The pressures of running a business at full steam and the gaps left when critical executive roles are open can lead to rushed hiring decisions. The talent team uses its expertise to catch this by engaging the right search agencies, crafting “eyes wide-open” job specs, and inserting an expert interviewer, Harvey said.
“I always try to lean into the idea that there are many roads to Rome, and here are the pros and cons and drawbacks to each of those roads,” Harvey says. “At the end of the day, you, as a founder or CEO, have to make the right decision for your business, but I, as a former operator, can bring in the learned lessons and provide guidance here.”

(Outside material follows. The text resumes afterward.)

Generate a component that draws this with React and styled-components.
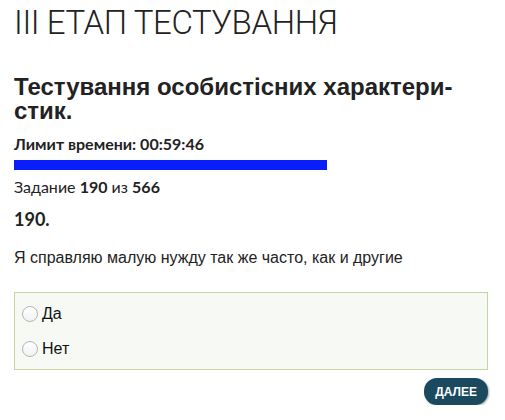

More startups are choosing to scale out of Europe, including EQT portfolio companies Lovable, an AI coding tool, and Harvey, a provider of AI-powered services for law firms (no relation to Laurabeth Harvey!) Having a reputation for supporting this scaling process helps ensure EQT’s Ventures and Growth teams continue winning over the Generation-Defining Companies that dream big.
“We can help win some competitive deals because – at the end of the day – businesses that are trying to scale to €100m and beyond like it when there’s former operators in there asking them questions in a detailed way,” EQT’s Harvey says. “Whenever a business actually enjoys the due diligence process, you’re building a relationship, you’re building rapport, and that ultimately can help us win the deal.”